The government, of course, was enraged at this speech, since the current war is its insurance policy: as long as it still lasts – thus making them an odd kind of bedfellow with Putin’s criminal choices – international Atlantic support is guaranteed.

Crosetto, whom some call the “gentle giant” – who seems to only grow in stature and weight with each rise in military spending for Italy’s rearmament, which is inexorably going up; and who, after having run Leonardo, as Defense Minister is now ensuring the spread of Made in Italy arms and arms companies around the world, like Parmesan cheese – expressed offense at being called a “peddler of instruments of death.” (But didn’t he, together with Meloni, rush to ship missiles back to the Emirates, who are at war with Yemen and already occupying Bahrain with the Saudis?)

After the Concert hosts apologized “because there was a lack of debate between the sides,” the “gentle giant,” with lordly haughtiness, said he wished to invite Rovelli to dinner to clarify the nature of his work. The latter said he would go, but stressed that “it’s not personal.”

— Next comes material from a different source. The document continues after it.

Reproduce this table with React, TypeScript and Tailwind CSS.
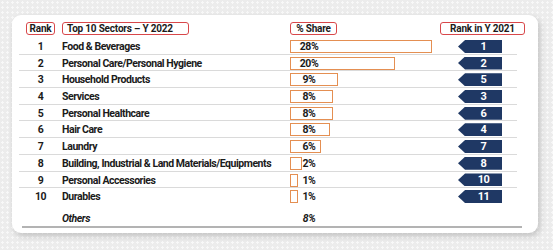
import React from 'react';

type Row = {
  rank: number;
  sector: string;
  share: string;
  barWidth: number;
  prevRank: number;
};

const rows: Row[] = [
  { rank: 1, sector: 'Food & Beverages', share: '28%', barWidth: 142, prevRank: 1 },
  { rank: 2, sector: 'Personal Care/Personal Hygiene', share: '20%', barWidth: 105, prevRank: 2 },
  { rank: 3, sector: 'Household Products', share: '9%', barWidth: 48, prevRank: 5 },
  { rank: 4, sector: 'Services', share: '8%', barWidth: 43, prevRank: 3 },
  { rank: 5, sector: 'Personal Healthcare', share: '8%', barWidth: 43, prevRank: 6 },
  { rank: 6, sector: 'Hair Care', share: '8%', barWidth: 40, prevRank: 4 },
  { rank: 7, sector: 'Laundry', share: '6%', barWidth: 31, prevRank: 7 },
  { rank: 8, sector: 'Building, Industrial & Land Materials/Equipments', share: '2%', barWidth: 12, prevRank: 8 },
  { rank: 9, sector: 'Personal Accessories', share: '1%', barWidth: 8, prevRank: 10 },
  { rank: 10, sector: 'Durables', share: '1%', barWidth: 8, prevRank: 11 },
];

// red outlined column title
const HeaderBox: React.FC<{ text: string; className?: string }> = ({ text, className }) => (
  <div
    className={`h-[13px] border-[1.5px] border-[#d8474a] rounded-[3px] flex items-center text-[10px] font-bold leading-none tracking-[-0.2px] ${className ?? ''}`}
  >
    {text}
  </div>
);

const RankArrow: React.FC<{ value: number }> = ({ value }) => (
  <div className="ml-[18px] w-[44px] h-[13px] bg-[#1f3864] [clip-path:polygon(16%_0,100%_0,100%_100%,16%_100%,0_50%)] pl-[7px] flex items-center justify-center text-white text-[11px] font-bold leading-none">
    {value}
  </div>
);

export default function App() {
  return (
    <div className="w-[553px] h-[250px] bg-[#ececec] bg-[radial-gradient(#f8f8f8_1px,transparent_1.3px)] bg-[length:5px_5px] pt-[15px] pl-[12px] font-['Roboto',sans-serif] text-[#1b1b1b]">
      <div className="w-[526px] h-[218px] bg-white rounded-[9px] shadow-[2px_3px_6px_rgba(0,0,0,0.18)] pl-[7px] pt-[7px]">
        {/* column titles */}
        <div className="grid grid-cols-[43px_228px_150px_85px] h-[16px] items-start">
          <div className="flex justify-center">
            <HeaderBox text="Rank" className="w-[29px] justify-center" />
          </div>
          <HeaderBox text="Top 10 Sectors – Y 2022" className="w-[127px] pl-[4px]" />
          <HeaderBox text="% Share" className="w-[47px] justify-center" />
          <HeaderBox text="Rank in Y 2021" className="w-[85px] justify-center" />
        </div>

        <div className="w-[498px]">
          {rows.map((r, i) => (
            <div
              key={r.rank}
              className={`grid grid-cols-[43px_228px_150px_77px] h-[16.7px] items-center text-[10.5px] font-bold tracking-[-0.45px] ${
                i < rows.length - 1 ? 'border-b border-[#dadada]' : ''
              }`}
            >
              <div className="text-center pt-[1px]">{r.rank}</div>
              <div className="whitespace-nowrap pt-[1px]">{r.sector}</div>
              <div className="relative h-full flex items-center">
                <div
                  className="absolute left-0 top-[2px] h-[13px] border-[1.5px] border-[#e48f52] bg-white"
                  style={{ width: r.barWidth }}
                />
                <span className="relative w-[38px] text-center pt-[1px]">{r.share}</span>
              </div>
              <RankArrow value={r.prevRank} />
            </div>
          ))}

          <div className="grid grid-cols-[43px_228px_150px_77px] h-[21px] items-end text-[10.5px] leading-[15px] font-bold italic tracking-[-0.45px]">
            <div />
            <div>Others</div>
            <div className="w-[38px] text-center">8%</div>
            <div />
          </div>
        </div>
        <div className="ml-[3px] w-[500px] h-[2px] bg-[#b3b3b3]" />
      </div>
    </div>
  );
}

No, it’s really nothing personal – only a restatement in so many words of Article 11 of the Constitution, written after the tragedy of World War II: “Italy shall repudiate war as an instrument of offense against the liberty of other peoples and as a means for settling international disputes; it shall agree, on conditions of equality with other states, to such limitations of sovereignty as may be necessary to allow for a legal system that will ensure peace and justice between nations; it shall promote and encourage international organizations having such ends in view.”

The goal, therefore, is peace – not the black hole of war.